Full-theater after-hours rentals (available before the first regular showing or after the last regular showing) target corporate events, film premieres, and private parties that want the full theater and café experience for a private group. At $3,500 per event, one booking per month adds $42,000 annually at minimal incremental cost.
7. Advertising, partnerships & sponsorships
7.1 Revenue model
| Stream | Basis | Monthly Revenue | Annual Revenue |
|---|---|---|---|
| Pre-show Advertising (6 screens) | $500/screen/mo | $3,000 | $36,000 |
| Café Menu Advertising | $200/slot × 4 slots | $800 | $9,600 |
| Furniture Referral/Sponsorship | $300/mo est. | $300 | $3,600 |
| Local Partnership Revenue | est. 2 partnerships | $500 | $6,000 |
7.2 Furniture referral program
The enhanced seating in the theater and the café dining room is sourced from a consistent retail furniture partner. Patrons who wish to purchase the same chairs, couches, or end tables for their homes can do so through the partner, with Abelard receiving a referral commission on each sale. This program is estimated conservatively at $300/month in net referral revenue, though it carries meaningful upside in a market like Scottsdale where interior design and home furnishing are high-engagement consumer categories. The program also creates an ongoing co-marketing relationship with the furniture partner, reducing Abelard’s paid advertising costs.
7.3 University & affiliation partnerships
The proximity to Arizona State University creates natural partnership opportunities: student discount programs, ASU film department screenings, faculty and staff loyalty programs, and co-branded events. Two active partnership relationships are modeled, generating an estimated $6,000 annually in direct revenue plus unmeasured brand value and traffic. The ASU relationship in particular is worth prioritizing early given its potential to fill off-peak weekday capacity.
8. Financial model
8.1 Summary P&L — annual (base case: 50% theater occupancy)
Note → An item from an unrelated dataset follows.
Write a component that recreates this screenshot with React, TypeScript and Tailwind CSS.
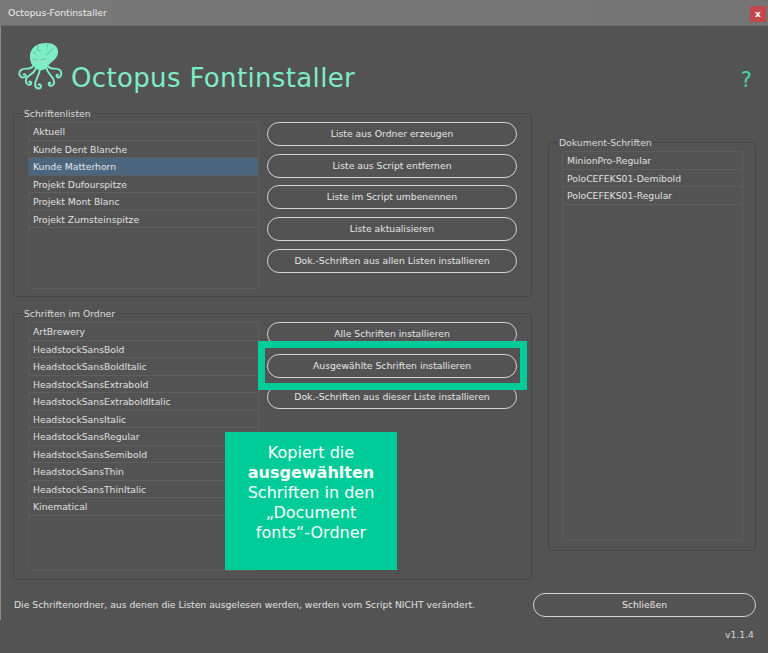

| Line Item | Amount | Notes |
|---|---|---|
| REVENUE | ||
| Theater Ticket Revenue (50% occ, base case) | $2,595,840 | |
| 3D Upcharge Revenue | $161,280 | |
| In-Seat Concessions | $2,016,000 | |
| Bar/Beverage (theater) | $1,814,400 | |
| Café Standalone Revenue | $677,760 | |
| Bar Standalone Revenue | $1,152,480 | |
| Pre-show Café Walk-in Traffic | $907,200 | |
| Advertising Revenue | $55,200 | |
| Rental Revenue | $71,200 | |
| TOTAL GROSS REVENUE | $9,451,360 | |
| COST OF GOODS SOLD | ||
| Film Licensing (~52% of ticket rev) | $1,434,677 | |
| Food COGS (~28%) | $296,352 | |
| Beverage COGS (~22%) | $173,282 | |
| TOTAL COGS | $1,904,311 | 20.1% of revenue |
| GROSS PROFIT | $7,547,049 | 79.9% |
| OPERATING EXPENSES | ||
| Lease | $540,000 | |
| Utilities | $84,000 | |
| Insurance | $36,000 | |
| Permits & Licensing | $8,400 | |
| Software & POS | $12,000 | |
Operating expenses also include full staffing (GM, two assistant managers, kitchen staff, projectionists, front-of-house, and bar staff, totaling roughly $491,000 in base salary plus 18% taxes and benefits), bringing the model to a projected EBITDA of approximately $5.9 million, a 62.5% margin at the base case.
Capital requirements
| Cost Category | Detail |
|---|---|
| Building & Utilities | ~18,000 sqft est.; $30/sqft NNN Scottsdale 2010; utilities ~$84k/yr |
| Furniture & A/V | Theater: $512k seating + $640k A/V; Café: $120k furniture + $95k kitchen |
| Advertising & Promotions | Opening campaign $25k; ongoing $36k/yr; promotions ~5% of ticket revenue |
| Permits & Licensing | AZ liquor license, food service, fire, business registration |
| Films | ~52% of ticket revenue (2010 NATO average; higher opening weeks) |
| Food | ~28% COGS of food revenue (2010 NRA upscale casual benchmark) |
| Salaries | GM + 2 AMs + kitchen + projectionists + FOH + bar staff; total ~$491k + 18% taxes/benefits |
| Office Supplies | $6,000/yr est. |
Estimated total buildout and equipment cost: $1.51 million net of expected tenant improvement allowances. Break-even theater occupancy is estimated at approximately 23% — providing significant downside cushion relative to the 50% base case, given that café, bar, and ancillary revenue continue generating cash flow largely independent of seat-fill rate.